Material for the task start

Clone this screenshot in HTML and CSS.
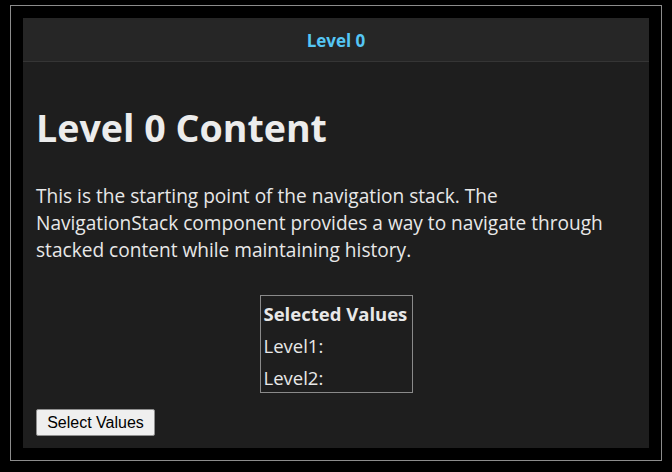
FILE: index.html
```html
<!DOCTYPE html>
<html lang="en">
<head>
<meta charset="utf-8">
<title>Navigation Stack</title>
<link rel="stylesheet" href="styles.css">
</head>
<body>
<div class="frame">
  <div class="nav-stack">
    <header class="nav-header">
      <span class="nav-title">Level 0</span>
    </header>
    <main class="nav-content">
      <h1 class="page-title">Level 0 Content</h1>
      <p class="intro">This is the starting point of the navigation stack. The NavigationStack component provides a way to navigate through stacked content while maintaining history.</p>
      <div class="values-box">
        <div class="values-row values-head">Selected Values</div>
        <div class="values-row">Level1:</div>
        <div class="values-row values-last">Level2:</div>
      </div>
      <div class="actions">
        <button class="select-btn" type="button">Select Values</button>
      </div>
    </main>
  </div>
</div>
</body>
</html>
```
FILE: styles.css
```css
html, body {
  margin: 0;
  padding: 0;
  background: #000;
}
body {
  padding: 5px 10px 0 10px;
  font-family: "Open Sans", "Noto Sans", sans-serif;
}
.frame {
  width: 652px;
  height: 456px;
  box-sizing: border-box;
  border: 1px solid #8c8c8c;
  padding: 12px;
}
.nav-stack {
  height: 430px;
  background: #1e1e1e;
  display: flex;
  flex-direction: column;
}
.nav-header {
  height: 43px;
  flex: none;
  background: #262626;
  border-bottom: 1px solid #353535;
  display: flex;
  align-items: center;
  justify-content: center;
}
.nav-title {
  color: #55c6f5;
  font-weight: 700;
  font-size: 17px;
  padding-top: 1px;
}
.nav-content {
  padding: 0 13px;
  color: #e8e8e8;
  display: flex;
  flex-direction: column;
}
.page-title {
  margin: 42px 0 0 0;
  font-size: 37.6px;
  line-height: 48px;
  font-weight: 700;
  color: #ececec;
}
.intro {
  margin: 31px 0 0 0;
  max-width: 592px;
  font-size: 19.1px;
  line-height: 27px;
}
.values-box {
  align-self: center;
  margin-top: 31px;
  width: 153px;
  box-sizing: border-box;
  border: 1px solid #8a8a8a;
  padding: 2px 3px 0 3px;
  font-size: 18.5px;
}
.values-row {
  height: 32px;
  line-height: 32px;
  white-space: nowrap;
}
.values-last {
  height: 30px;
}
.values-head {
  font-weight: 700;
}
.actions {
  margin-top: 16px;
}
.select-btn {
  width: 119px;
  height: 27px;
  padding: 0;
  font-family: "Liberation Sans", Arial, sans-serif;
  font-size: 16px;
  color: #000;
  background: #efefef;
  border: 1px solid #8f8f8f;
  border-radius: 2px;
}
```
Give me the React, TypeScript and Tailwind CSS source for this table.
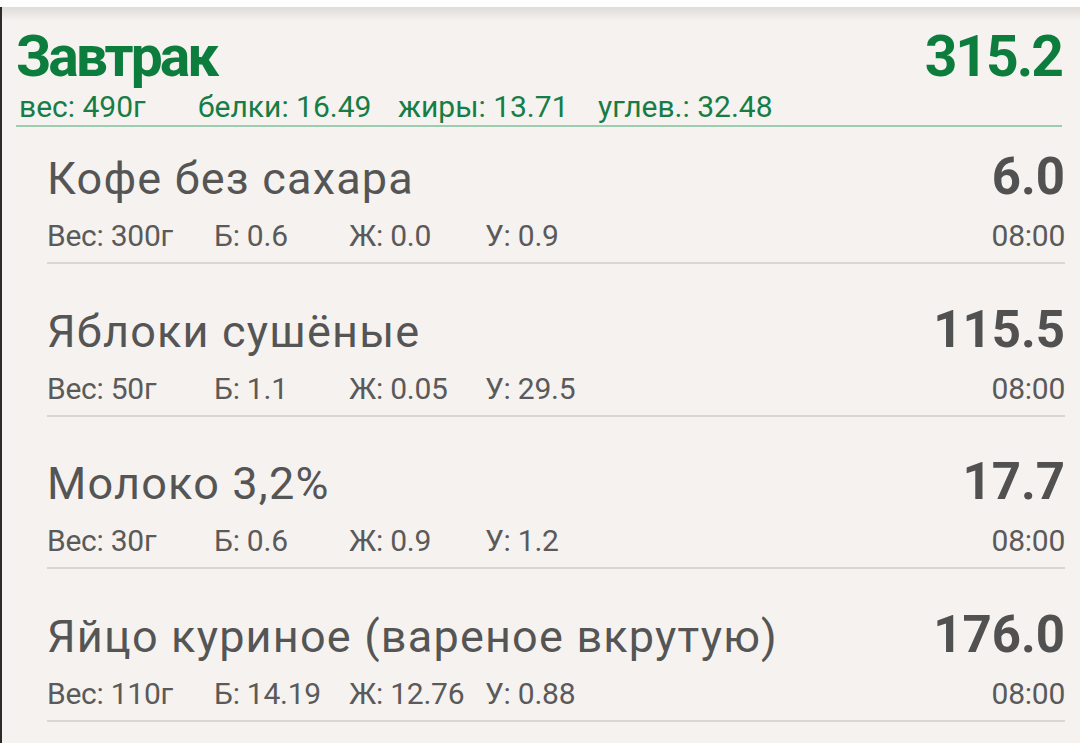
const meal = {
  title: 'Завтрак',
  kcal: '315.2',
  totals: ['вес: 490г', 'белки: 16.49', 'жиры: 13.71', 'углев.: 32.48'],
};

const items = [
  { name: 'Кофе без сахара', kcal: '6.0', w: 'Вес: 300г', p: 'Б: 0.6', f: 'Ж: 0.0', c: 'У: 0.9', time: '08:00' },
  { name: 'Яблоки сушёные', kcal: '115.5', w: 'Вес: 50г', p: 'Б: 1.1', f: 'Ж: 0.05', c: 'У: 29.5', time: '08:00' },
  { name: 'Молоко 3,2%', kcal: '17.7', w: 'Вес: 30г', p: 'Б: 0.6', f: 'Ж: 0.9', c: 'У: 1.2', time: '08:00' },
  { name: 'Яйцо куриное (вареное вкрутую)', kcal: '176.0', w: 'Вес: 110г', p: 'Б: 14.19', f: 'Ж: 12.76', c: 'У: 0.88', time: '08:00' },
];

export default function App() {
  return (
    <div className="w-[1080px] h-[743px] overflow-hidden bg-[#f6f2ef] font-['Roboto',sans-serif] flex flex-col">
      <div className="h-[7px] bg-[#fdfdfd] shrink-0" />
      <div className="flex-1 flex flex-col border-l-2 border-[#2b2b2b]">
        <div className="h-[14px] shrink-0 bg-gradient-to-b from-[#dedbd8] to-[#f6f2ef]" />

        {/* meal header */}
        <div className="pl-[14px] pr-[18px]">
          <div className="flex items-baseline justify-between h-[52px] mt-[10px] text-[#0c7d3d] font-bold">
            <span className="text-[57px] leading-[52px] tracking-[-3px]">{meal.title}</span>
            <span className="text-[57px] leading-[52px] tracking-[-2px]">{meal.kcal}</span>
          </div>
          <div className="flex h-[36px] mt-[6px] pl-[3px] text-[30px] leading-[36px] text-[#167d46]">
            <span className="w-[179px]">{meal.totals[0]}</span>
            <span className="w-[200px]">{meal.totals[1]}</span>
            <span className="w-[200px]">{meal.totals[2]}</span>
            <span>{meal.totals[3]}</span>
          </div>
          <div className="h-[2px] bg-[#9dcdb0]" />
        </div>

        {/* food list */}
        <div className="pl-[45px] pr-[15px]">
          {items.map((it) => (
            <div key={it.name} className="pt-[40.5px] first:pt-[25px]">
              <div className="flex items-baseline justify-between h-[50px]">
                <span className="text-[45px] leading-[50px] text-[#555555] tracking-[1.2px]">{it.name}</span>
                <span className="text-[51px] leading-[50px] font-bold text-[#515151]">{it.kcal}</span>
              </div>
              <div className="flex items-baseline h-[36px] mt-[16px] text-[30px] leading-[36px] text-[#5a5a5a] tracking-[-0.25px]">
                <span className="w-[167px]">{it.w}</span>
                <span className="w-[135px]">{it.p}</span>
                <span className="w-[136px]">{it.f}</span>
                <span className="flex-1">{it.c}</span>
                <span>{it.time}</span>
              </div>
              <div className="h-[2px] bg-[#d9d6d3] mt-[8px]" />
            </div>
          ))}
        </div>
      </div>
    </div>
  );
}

Material for the task end

_The exercise:_
Go through the listing above and write it all out exactly, leaving out any picture.

_Exercise result:_
Clone this screenshot in HTML and CSS.
FILE: index.html
```html
<!DOCTYPE html>
<html lang="en">
<head>
<meta charset="utf-8">
<title>Navigation Stack</title>
<link rel="stylesheet" href="styles.css">
</head>
<body>
<div class="frame">
  <div class="nav-stack">
    <header class="nav-header">
      <span class="nav-title">Level 0</span>
    </header>
    <main class="nav-content">
      <h1 class="page-title">Level 0 Content</h1>
      <p class="intro">This is the starting point of the navigation stack. The NavigationStack component provides a way to navigate through stacked content while maintaining history.</p>
      <div class="values-box">
        <div class="values-row values-head">Selected Values</div>
        <div class="values-row">Level1:</div>
        <div class="values-row values-last">Level2:</div>
      </div>
      <div class="actions">
        <button class="select-btn" type="button">Select Values</button>
      </div>
    </main>
  </div>
</div>
</body>
</html>
```
FILE: styles.css
```css
html, body {
  margin: 0;
  padding: 0;
  background: #000;
}
body {
  padding: 5px 10px 0 10px;
  font-family: "Open Sans", "Noto Sans", sans-serif;
}
.frame {
  width: 652px;
  height: 456px;
  box-sizing: border-box;
  border: 1px solid #8c8c8c;
  padding: 12px;
}
.nav-stack {
  height: 430px;
  background: #1e1e1e;
  display: flex;
  flex-direction: column;
}
.nav-header {
  height: 43px;
  flex: none;
  background: #262626;
  border-bottom: 1px solid #353535;
  display: flex;
  align-items: center;
  justify-content: center;
}
.nav-title {
  color: #55c6f5;
  font-weight: 700;
  font-size: 17px;
  padding-top: 1px;
}
.nav-content {
  padding: 0 13px;
  color: #e8e8e8;
  display: flex;
  flex-direction: column;
}
.page-title {
  margin: 42px 0 0 0;
  font-size: 37.6px;
  line-height: 48px;
  font-weight: 700;
  color: #ececec;
}
.intro {
  margin: 31px 0 0 0;
  max-width: 592px;
  font-size: 19.1px;
  line-height: 27px;
}
.values-box {
  align-self: center;
  margin-top: 31px;
  width: 153px;
  box-sizing: border-box;
  border: 1px solid #8a8a8a;
  padding: 2px 3px 0 3px;
  font-size: 18.5px;
}
.values-row {
  height: 32px;
  line-height: 32px;
  white-space: nowrap;
}
.values-last {
  height: 30px;
}
.values-head {
  font-weight: 700;
}
.actions {
  margin-top: 16px;
}
.select-btn {
  width: 119px;
  height: 27px;
  padding: 0;
  font-family: "Liberation Sans", Arial, sans-serif;
  font-size: 16px;
  color: #000;
  background: #efefef;
  border: 1px solid #8f8f8f;
  border-radius: 2px;
}
```
Give me the React, TypeScript and Tailwind CSS source for this table.
const meal = {
  title: 'Завтрак',
  kcal: '315.2',
  totals: ['вес: 490г', 'белки: 16.49', 'жиры: 13.71', 'углев.: 32.48'],
};

const items = [
  { name: 'Кофе без сахара', kcal: '6.0', w: 'Вес: 300г', p: 'Б: 0.6', f: 'Ж: 0.0', c: 'У: 0.9', time: '08:00' },
  { name: 'Яблоки сушёные', kcal: '115.5', w: 'Вес: 50г', p: 'Б: 1.1', f: 'Ж: 0.05', c: 'У: 29.5', time: '08:00' },
  { name: 'Молоко 3,2%', kcal: '17.7', w: 'Вес: 30г', p: 'Б: 0.6', f: 'Ж: 0.9', c: 'У: 1.2', time: '08:00' },
  { name: 'Яйцо куриное (вареное вкрутую)', kcal: '176.0', w: 'Вес: 110г', p: 'Б: 14.19', f: 'Ж: 12.76', c: 'У: 0.88', time: '08:00' },
];

export default function App() {
  return (
    <div className="w-[1080px] h-[743px] overflow-hidden bg-[#f6f2ef] font-['Roboto',sans-serif] flex flex-col">
      <div className="h-[7px] bg-[#fdfdfd] shrink-0" />
      <div className="flex-1 flex flex-col border-l-2 border-[#2b2b2b]">
        <div className="h-[14px] shrink-0 bg-gradient-to-b from-[#dedbd8] to-[#f6f2ef]" />

        {/* meal header */}
        <div className="pl-[14px] pr-[18px]">
          <div className="flex items-baseline justify-between h-[52px] mt-[10px] text-[#0c7d3d] font-bold">
            <span className="text-[57px] leading-[52px] tracking-[-3px]">{meal.title}</span>
            <span className="text-[57px] leading-[52px] tracking-[-2px]">{meal.kcal}</span>
          </div>
          <div className="flex h-[36px] mt-[6px] pl-[3px] text-[30px] leading-[36px] text-[#167d46]">
            <span className="w-[179px]">{meal.totals[0]}</span>
            <span className="w-[200px]">{meal.totals[1]}</span>
            <span className="w-[200px]">{meal.totals[2]}</span>
            <span>{meal.totals[3]}</span>
          </div>
          <div className="h-[2px] bg-[#9dcdb0]" />
        </div>

        {/* food list */}
        <div className="pl-[45px] pr-[15px]">
          {items.map((it) => (
            <div key={it.name} className="pt-[40.5px] first:pt-[25px]">
              <div className="flex items-baseline justify-between h-[50px]">
                <span className="text-[45px] leading-[50px] text-[#555555] tracking-[1.2px]">{it.name}</span>
                <span className="text-[51px] leading-[50px] font-bold text-[#515151]">{it.kcal}</span>
              </div>
              <div className="flex items-baseline h-[36px] mt-[16px] text-[30px] leading-[36px] text-[#5a5a5a] tracking-[-0.25px]">
                <span className="w-[167px]">{it.w}</span>
                <span className="w-[135px]">{it.p}</span>
                <span className="w-[136px]">{it.f}</span>
                <span className="flex-1">{it.c}</span>
                <span>{it.time}</span>
              </div>
              <div className="h-[2px] bg-[#d9d6d3] mt-[8px]" />
            </div>
          ))}
        </div>
      </div>
    </div>
  );
}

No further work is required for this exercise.